Their ages made me feel like a toddler, but their CVs and professional exploits confirmed something I have always suspected. There really isn’t much between my ears, to paraphrase a slur that one politician popularised.

Either way, you have never seen a more relaxed bunch. They were cracking jokes and making boyish digs at each other. The old geezers were enjoying their retirement immensely.

Car loan

You didn’t need to be a genius to guess that they never earned as much money as Members of Parliament.

I saw a vacancy advert last week for the position of Director of Budget and the starting salary was Sh152,060, up to a maximum of Sh302,980. The advert didn’t mention a Sh7M car loan, or a cheap mortgage. The pay was also far below the Sh585,000 that MPs have been scoffing at as insult.

Miserable

But what I know for certain is that when the Director of Budget retires, he won’t look half as miserable as an MP who has lost an election.

The problem with politicians is that they have a big ego and they bribe villagers to rub those egos under the guise of campaigning. But the late Martin Shikuku never bribed voters as a matter of principle, yet he was voted to Parliament again and again.
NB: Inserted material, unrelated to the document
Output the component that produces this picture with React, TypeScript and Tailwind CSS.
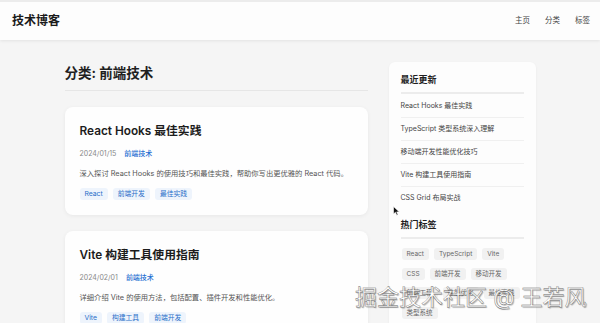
export default function App() {
  const posts = [
    {
      title: 'React Hooks 最佳实践',
      date: '2024/01/15',
      category: '前端技术',
      desc: '深入探讨 React Hooks 的使用技巧和最佳实践，帮助你写出更优雅的 React 代码。',
      tags: ['React', '前端开发', '最佳实践'],
    },
    {
      title: 'Vite 构建工具使用指南',
      date: '2024/02/01',
      category: '前端技术',
      desc: '详细介绍 Vite 的使用方法，包括配置、插件开发和性能优化。',
      tags: ['Vite', '构建工具', '前端开发'],
    },
  ];

  const recent = [
    'React Hooks 最佳实践',
    'TypeScript 类型系统深入理解',
    '移动端开发性能优化技巧',
    'Vite 构建工具使用指南',
    'CSS Grid 布局实战',
  ];

  const hotTags = ['React', 'TypeScript', 'Vite', 'CSS', '前端开发', '移动开发', '前端工程', '性能优化', '最佳实践', '类型系统'];

  return (
    <div className="relative h-[323px] overflow-hidden bg-[#f5f5f5] font-['Inter','Noto_Sans_CJK_SC',sans-serif] text-[#222]">
      {/* Header */}
      <header className="flex h-[40px] items-center justify-between border-t-2 border-[#ececec] bg-[#fdfdfd] pl-[12px] pr-[10px] shadow-[0_1px_3px_rgba(0,0,0,0.08)]">
        <h1 className="text-[12px] font-bold leading-none text-[#1a1a1a]">技术博客</h1>
        <nav className="flex gap-[15px] text-[7.5px] text-[#444]">
          <a>主页</a>
          <a>分类</a>
          <a>标签</a>
        </nav>
      </header>

      <div className="mx-auto flex w-[471px] gap-[21px]">
        {/* Main column */}
        <main className="w-[303px] shrink-0 pt-[23px]">
          <h2 className="border-b border-[#e6e6e6] pb-[7px] text-[13.5px] font-bold leading-[20px] text-[#1f1f1f]">
            分类: 前端技术
          </h2>
          <div className="mt-[16px] flex flex-col gap-[16px]">
            {posts.map((p) => (
              <article
                key={p.title}
                className="rounded-[8px] bg-[#fefefe] px-[15px] pb-[15px] pt-[17px] shadow-[0_1px_4px_rgba(0,0,0,0.06)]"
              >
                <h3 className="text-[11.8px] font-semibold leading-[14px] text-[#1c1c1c]">{p.title}</h3>
                <div className="mt-[11px] flex items-center gap-[8px] text-[7px] leading-[10px]">
                  <span className="text-[#888]">{p.date}</span>
                  <span className="font-medium text-[#1f6fd1]">{p.category}</span>
                </div>
                <p className="mt-[10px] text-[7.3px] leading-[10px] text-[#555]">{p.desc}</p>
                <div className="mt-[9px] flex gap-[5px]">
                  {p.tags.map((t) => (
                    <span
                      key={t}
                      className="rounded-[3px] bg-[#eef4fc] px-[5px] text-[6.8px] leading-[12px] text-[#2a6fc9]"
                    >
                      {t}
                    </span>
                  ))}
                </div>
              </article>
            ))}
          </div>
        </main>

        {/* Sidebar */}
        <aside className="mt-[22px] w-[147px] self-start rounded-[6px] bg-[#fdfdfd] px-[12px] pb-[12px] pt-[12px] shadow-[0_1px_3px_rgba(0,0,0,0.05)]">
          <h4 className="border-b-2 border-[#ececec] pb-[6px] text-[9px] font-bold leading-[12px] text-[#1f1f1f]">最近更新</h4>
          <ul className="mt-px">
            {recent.map((r, i) => (
              <li
                key={r}
                className={`py-[6px] text-[7px] leading-[10px] text-[#444] ${i < recent.length - 1 ? 'border-b border-[#f0f0f0]' : ''}`}
              >
                {r}
              </li>
            ))}
          </ul>
          <h4 className="mt-[10px] border-b-2 border-[#ececec] pb-[6px] text-[9px] font-bold leading-[12px] text-[#1f1f1f]">热门标签</h4>
          <div className="mt-[9px] flex flex-wrap gap-x-[5px] gap-y-[7.5px] pl-px">
            {hotTags.map((t) => (
              <span key={t} className="rounded-[3px] bg-[#f1f1f1] px-[5px] text-[6.5px] leading-[12px] text-[#666]">
                {t}
              </span>
            ))}
          </div>
        </aside>
      </div>

      {/* Cursor */}
      <svg className="absolute left-[393px] top-[206px]" width="7" height="10" viewBox="0 0 7 10">
        <path d="M0.5 0.5 L0.5 8 L2.4 6.3 L3.8 9.3 L5 8.8 L3.7 5.9 L6.3 5.9 Z" fill="#111" stroke="#fff" strokeWidth="0.6" />
      </svg>

      {/* Watermark */}
      <div className="pointer-events-none absolute left-[355px] top-[284px] whitespace-nowrap text-[22px] leading-[26px] text-white [-webkit-text-stroke:0.4px_#666] [text-shadow:1px_1px_1px_rgba(0,0,0,0.3)]">
        掘金技术社区 @ 王若风
      </div>
    </div>
  );
}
It’s just that politicians like to walk around the village with a large entourage of hangers-on.

They want to arrive in big cars and pop their heads out of the sunroof royally and wave at villagers.

They want to be the ones who buy drinks for everyone in the bar, like chiefs of old, forgetting that those chiefs used to levy taxes. 

Waheshimiwa, your lifestyle is unsustainable, even if we pay you Sh2M a month.  There are tycoons who make Sh100M a month. Do you see them buying everyone rounds of beer to look important?

We pay you to make laws, to represent us in Parliament, to agitate for policies that stimulate economic growth, employment and so forth. We want you to teach us how to fish, but you insist on giving us fish via Sh50 handouts.

If you don’t stop bribing voters and playing village chief and instead focus on what we elected you to do, you will exit Parliament broke, no matter how much we pay you.

And how we shall laugh behind your back, to see you stone broke, mheshimiwa!